The real scandal of bankers’ pay contributing to the financial crisis is that nobody, literally nobody, has offered a shred of evidence that it did contribute to the crisis. Yet public opinion, the financial press, and the regulators have decided that it did, and drastic new regulatory policies are being constructed on that basis. Moreover, when we consult what evidence is known, it seems that bankers, far from deliberately courting disaster so as to boost their pay, unintentionally took risks that jeopardized their own wealth.
We can see some of the results in the huge hits taken by key bank executives, such as Richard Fuld of Lehman Brothers, who lost $1 billion by retaining his Lehman holdings until the bitter end. Sanford Weill of Citigroup lost half that amount. Ohio State economists Rüdiger Fahlenbrach and René Stulz have shown that banks whose CEOs held a lot of their banks’ stock fared worse in the crisis than banks with CEOs who held less stock. The CEOs who held stock in the riskier banks must have been ignorant of the risk, or they would have sold their shares.
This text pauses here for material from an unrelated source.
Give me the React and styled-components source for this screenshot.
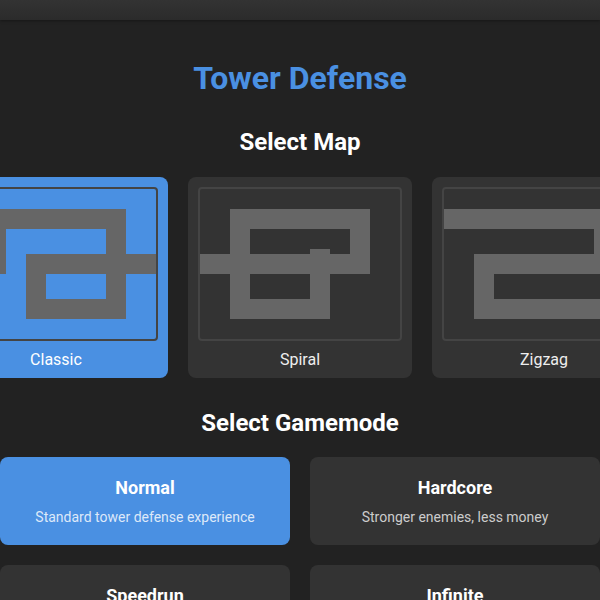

Ignorance, not a perverse pay structure, also seems to have been at work at Bear Stearns. William D. Cohan’s "House of Cards" suggests that before losing about $900 million in stock when the bank imploded, Bear Stearns CEO James Cayne had no idea that anything was amiss. In fact, he was obsessed with the construction of a huge new headquarters building that would testify to the permanence of Bear Stearns, formerly the upstart of investment banks.
The available evidence seems to show that bankers were trying to be prudent:
Indeed, 93 percent of the mortgage-backed securities purchased by banks either were rated AAA or—better yet—were insured by Fannie Mae or Freddie Mac, with implicit federal guarantees. It turned out to be a mistake to trust the AAA ratings, but in making this mistake, bankers again demonstrated that they were not seeking short-term profits to boost their annual bonuses. Had that been the bankers’ aim, they would not have bought AAA-rated mortgage-backed bonds, which, being “safe,” paid a lower interest rate than AA- and lower-rated bonds. Bankers who were indifferent to risk because they were seeking higher return should have bought the more-lucrative, riskier bonds, but they did so only 7 percent of the time.
Alex might say "So what? The fact is that the crash happened, and now the government is on the hook for all these bad bets. Therefore the government should limit pay." My response is that it would depend: if the government assumed the contracts made by financial institutions, this should include compensation contracts as well. If the government didn't want to assume those contracts, they should have made that a condition of taking TARP money rather than re-writing the rules after the fact. There's a better case for limiting compensation contracts made after the government investment, but to my knowledge those are not the contracts under discussion.
Even more concerning to me is the fact that the internal practices of these firms have now become politicized. How is that a good thing for the firms themselves or the investment that taxpayers have made in them? Indeed, despite the president's assurances, we've already seen fairly drastic meddling in the auto industry which has led them to make poor business decisions for the sake of political expediency. Is that really what we want?
Finally, while none of us want to see another financial crisis, it will happen. When it does, we are now incentivizing banks to refuse any government assistance. This could make future crises much worse, and unnecessarily so. The government may also be handicapping itself: if it believes, or behaves as if it believes, that the real cause of the crisis was the incentives created by compensation contracts then it may miss an opportunity to reform the regulatory structure in other ways that could actually have positive effects.